After years, Intel is finally preparing to ship its 10 nm processors in high volume in the new factory. The company aims to solve the problems during the manufacturing process that had caused trouble in recent years.
Intel is updating its approach
After having trouble with the 10nm fabrication process, Intel updated its approach to manufacturing technologies and actual products. By reaching this goal, the company wants to return its usual processing technology. For a long time, it has been awaited from Intel to begin the manufacturing process of 7nm processors.
Now it is preparing to ship its EUV-based 7nm processors in 2021 and launched its first 10nm processors two weeks ago.

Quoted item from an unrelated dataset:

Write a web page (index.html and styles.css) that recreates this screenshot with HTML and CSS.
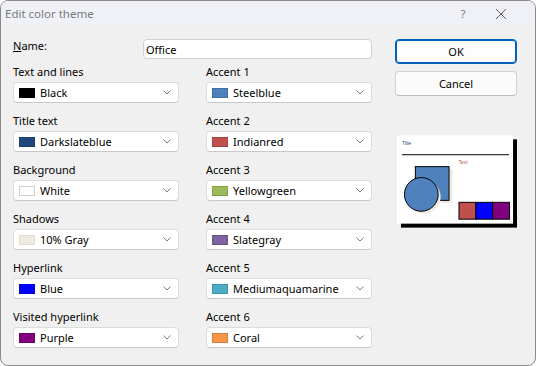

They produce all of the 10 nm CPUs in Hillsboro, Oregon and Kiryat Gat, Israel. To speed up the manufacturing process, Intel is preparing to build a new factory to produce more of the company’s existing Ice Lake-U/Y products, server CPUs and GPUs as well.

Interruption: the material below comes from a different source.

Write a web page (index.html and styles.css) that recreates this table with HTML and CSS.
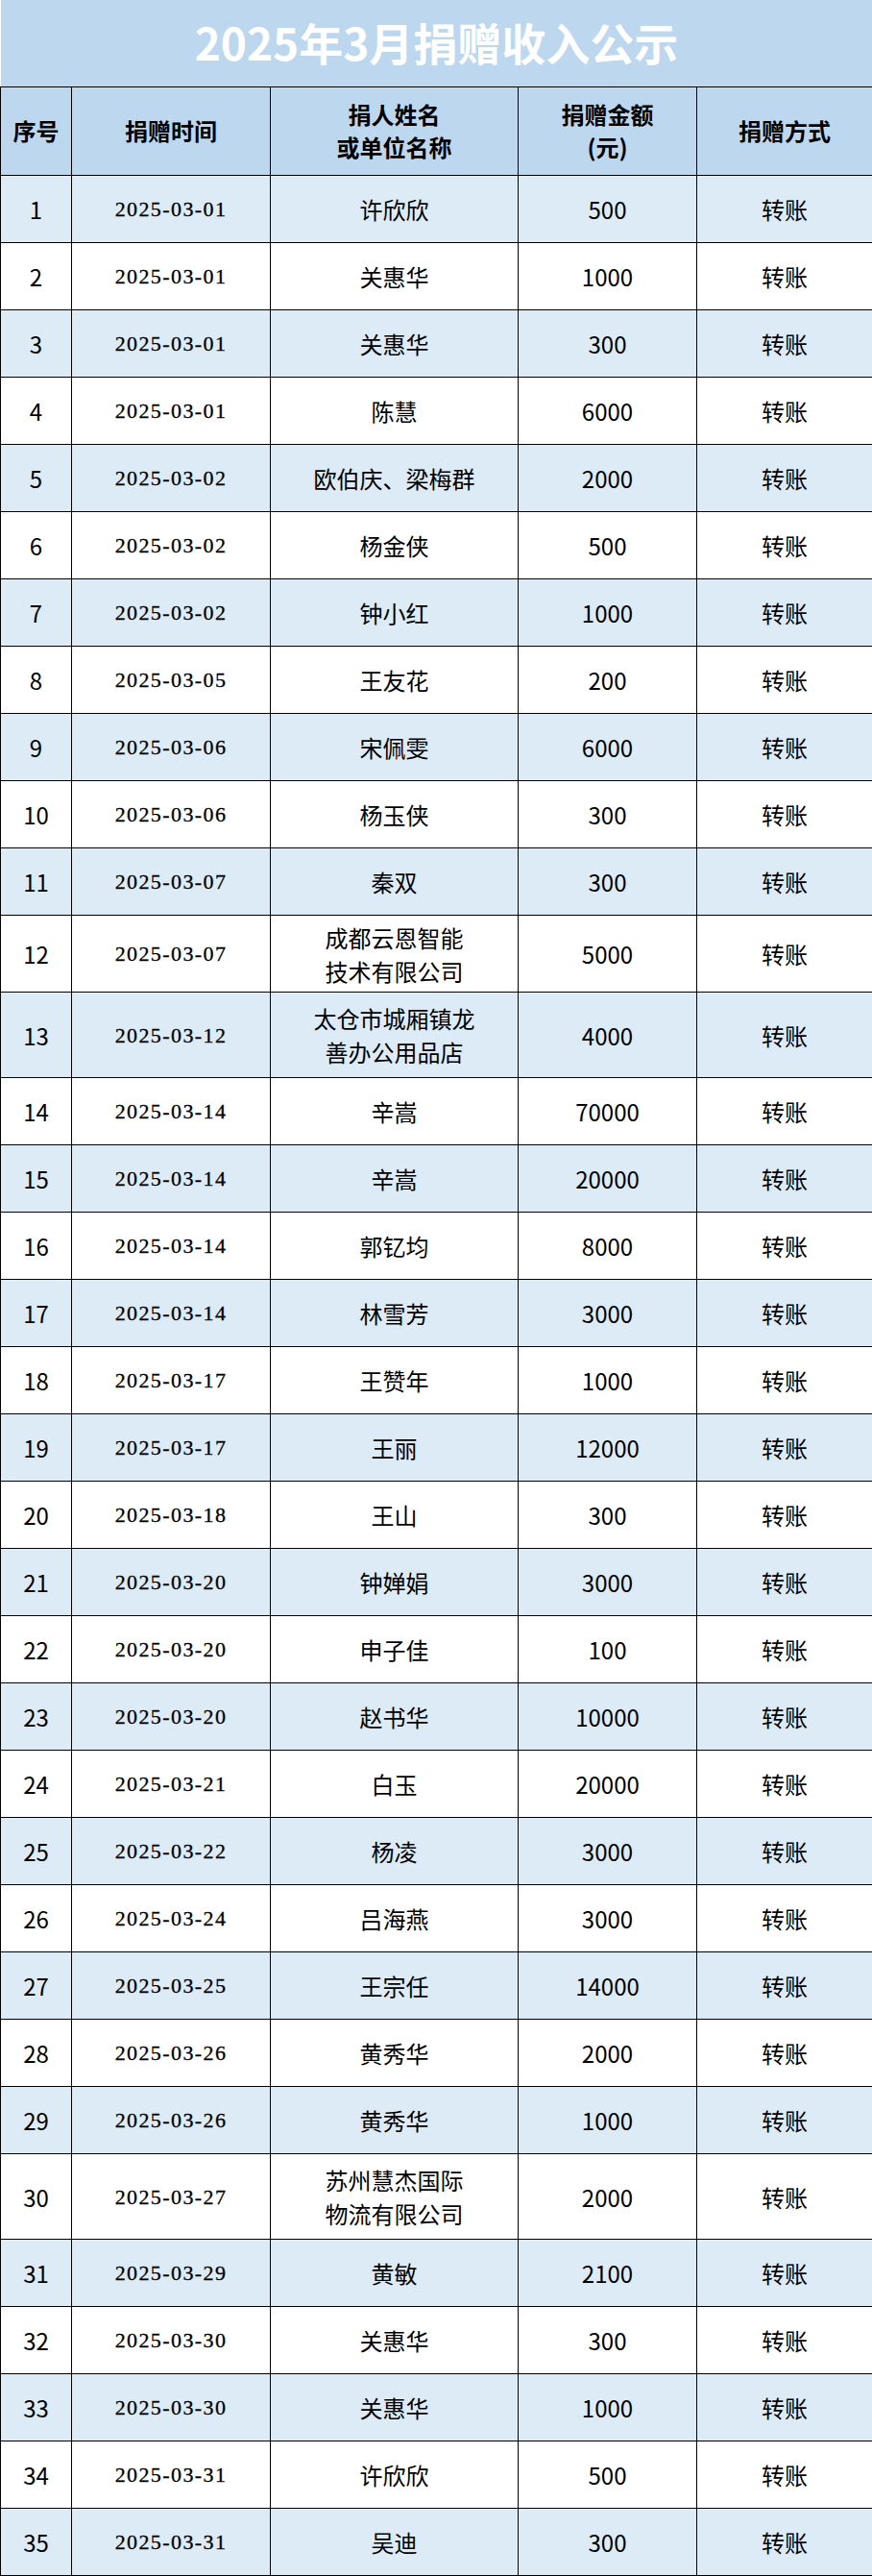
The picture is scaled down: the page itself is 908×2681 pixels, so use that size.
FILE: index.html
```html
<!DOCTYPE html>
<html lang="zh-CN">
<head>
<meta charset="utf-8">
<title>2025年3月捐赠收入公示</title>
<link rel="stylesheet" href="styles.css">
</head>
<body>
<div class="page">
  <div class="title">2025年3月捐赠收入公示</div>
  <table class="tbl">
    <colgroup>
      <col class="c1"><col class="c2"><col class="c3"><col class="c4"><col class="c5">
    </colgroup>
    <thead>
      <tr class="head">
        <th>序号</th>
        <th>捐赠时间</th>
        <th>捐人姓名<br>或单位名称</th>
        <th>捐赠金额<br>(元)</th>
        <th>捐赠方式</th>
      </tr>
    </thead>
    <tbody>
      <tr class="odd"><td>1</td><td class="date">2025-03-01</td><td>许欣欣</td><td>500</td><td>转账</td></tr>
      <tr><td>2</td><td class="date">2025-03-01</td><td>关惠华</td><td>1000</td><td>转账</td></tr>
      <tr class="odd"><td>3</td><td class="date">2025-03-01</td><td>关惠华</td><td>300</td><td>转账</td></tr>
      <tr><td>4</td><td class="date">2025-03-01</td><td>陈慧</td><td>6000</td><td>转账</td></tr>
      <tr class="odd"><td>5</td><td class="date">2025-03-02</td><td>欧伯庆、梁梅群</td><td>2000</td><td>转账</td></tr>
      <tr><td>6</td><td class="date">2025-03-02</td><td>杨金侠</td><td>500</td><td>转账</td></tr>
      <tr class="odd"><td>7</td><td class="date">2025-03-02</td><td>钟小红</td><td>1000</td><td>转账</td></tr>
      <tr><td>8</td><td class="date">2025-03-05</td><td>王友花</td><td>200</td><td>转账</td></tr>
      <tr class="odd"><td>9</td><td class="date">2025-03-06</td><td>宋佩雯</td><td>6000</td><td>转账</td></tr>
      <tr><td>10</td><td class="date">2025-03-06</td><td>杨玉侠</td><td>300</td><td>转账</td></tr>
      <tr class="odd"><td>11</td><td class="date">2025-03-07</td><td>秦双</td><td>300</td><td>转账</td></tr>
      <tr class="tall12"><td>12</td><td class="date">2025-03-07</td><td>成都云恩智能<br>技术有限公司</td><td>5000</td><td>转账</td></tr>
      <tr class="odd tall"><td>13</td><td class="date">2025-03-12</td><td>太仓市城厢镇龙<br>善办公用品店</td><td>4000</td><td>转账</td></tr>
      <tr><td>14</td><td class="date">2025-03-14</td><td>辛嵩</td><td>70000</td><td>转账</td></tr>
      <tr class="odd"><td>15</td><td class="date">2025-03-14</td><td>辛嵩</td><td>20000</td><td>转账</td></tr>
      <tr><td>16</td><td class="date">2025-03-14</td><td>郭钇均</td><td>8000</td><td>转账</td></tr>
      <tr class="odd"><td>17</td><td class="date">2025-03-14</td><td>林雪芳</td><td>3000</td><td>转账</td></tr>
      <tr><td>18</td><td class="date">2025-03-17</td><td>王赞年</td><td>1000</td><td>转账</td></tr>
      <tr class="odd"><td>19</td><td class="date">2025-03-17</td><td>王丽</td><td>12000</td><td>转账</td></tr>
      <tr><td>20</td><td class="date">2025-03-18</td><td>王山</td><td>300</td><td>转账</td></tr>
      <tr class="odd"><td>21</td><td class="date">2025-03-20</td><td>钟婵娟</td><td>3000</td><td>转账</td></tr>
      <tr><td>22</td><td class="date">2025-03-20</td><td>申子佳</td><td>100</td><td>转账</td></tr>
      <tr class="odd"><td>23</td><td class="date">2025-03-20</td><td>赵书华</td><td>10000</td><td>转账</td></tr>
      <tr><td>24</td><td class="date">2025-03-21</td><td>白玉</td><td>20000</td><td>转账</td></tr>
      <tr class="odd"><td>25</td><td class="date">2025-03-22</td><td>杨凌</td><td>3000</td><td>转账</td></tr>
      <tr><td>26</td><td class="date">2025-03-24</td><td>吕海燕</td><td>3000</td><td>转账</td></tr>
      <tr class="odd"><td>27</td><td class="date">2025-03-25</td><td>王宗任</td><td>14000</td><td>转账</td></tr>
      <tr><td>28</td><td class="date">2025-03-26</td><td>黄秀华</td><td>2000</td><td>转账</td></tr>
      <tr class="odd"><td>29</td><td class="date">2025-03-26</td><td>黄秀华</td><td>1000</td><td>转账</td></tr>
      <tr class="tall"><td>30</td><td class="date">2025-03-27</td><td>苏州慧杰国际<br>物流有限公司</td><td>2000</td><td>转账</td></tr>
      <tr class="odd"><td>31</td><td class="date">2025-03-29</td><td>黄敏</td><td>2100</td><td>转账</td></tr>
      <tr><td>32</td><td class="date">2025-03-30</td><td>关惠华</td><td>300</td><td>转账</td></tr>
      <tr class="odd"><td>33</td><td class="date">2025-03-30</td><td>关惠华</td><td>1000</td><td>转账</td></tr>
      <tr><td>34</td><td class="date">2025-03-31</td><td>许欣欣</td><td>500</td><td>转账</td></tr>
      <tr class="odd"><td>35</td><td class="date">2025-03-31</td><td>吴迪</td><td>300</td><td>转账</td></tr>
    </tbody>
  </table>
</div>
</body>
</html>
```

FILE: styles.css
```css
html, body {
  margin: 0;
  padding: 0;
  background: #ffffff;
}

.page {
  width: 908px;
  font-family: "Noto Sans CJK SC", "Noto Sans", sans-serif;
  color: #000;
}

.title {
  height: 90px;
  margin-left: 1px;
  background: #BDD7EE;
  color: #ffffff;
  font-size: 46px;
  font-weight: 700;
  display: flex;
  align-items: center;
  justify-content: center;
  line-height: 1;
  padding-bottom: 4px;
  box-sizing: border-box;
}

.tbl {
  width: 908px;
  table-layout: fixed;
  border-collapse: separate;
  border-spacing: 0;
  border-bottom: 1px solid #000;
}

.c1 { width: 74px; }
.c2 { width: 207px; }
.c3 { width: 258px; }
.c4 { width: 186px; }
.c5 { width: 183px; }

.tbl th,
.tbl td {
  border-top: 1px solid #000;
  border-left: 1px solid #000;
  padding: 0;
  text-align: center;
  vertical-align: middle;
  font-size: 24px;
  line-height: 35px;
}

.tbl tr > :last-child {
  border-right: none;
}

.head {
  height: 92px;
  background: #BDD7EE;
}

.head th {
  font-weight: 700;
  line-height: 34px;
  padding-bottom: 2px;
}

.tbl tbody tr {
  height: 70px;
  background: #ffffff;
}

.tbl tbody tr.odd {
  background: #DDEBF7;
}

.tbl tbody tr.tall12 {
  height: 80px;
}

.tbl tbody tr.tall {
  height: 89px;
}

.tbl td.date {
  font-family: "Liberation Serif", "Times New Roman", serif;
  font-size: 22px;
  letter-spacing: 1.4px;
  -webkit-text-stroke: 0.3px #000;
}
```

The new factory will be in Arizona
New Factory is located in Arizona and expected to go into production at the start of next quarter. The aim of the new factory is to increase the supply of Ice Lake processors and to solve the problems during the manufacturing process. Intel’s 10 nm portfolio includes datacenter-grade Xeon (Ice Lake-SP) processors, discrete DG1 GPU(s), an AI inference accelerator, and a 5G base station SoC.
Bob Swan, CEO of Intel, said:
“The Intel 10 nm product era has begun and our new 10th Gen Core Ice Lake processors are leading the way. In Q3, we also shipped our first 10 nm Agilex FPGAs. In 2020, we will continue to expand our 10 nm portfolio with exciting new products including an AI inference accelerator, 5G base station SoC, Xeon CPUs for server storage and network, and a discrete GPU. This quarter we have achieved power on exit for our first discrete GPU DG1, an important milestone.”
Focused on 7 nm and 5 nm processes
According to Intel earnings call, the company focuses on 7 nm and 5 nm processors, while updating their 10nm status with roadmap set till 2021.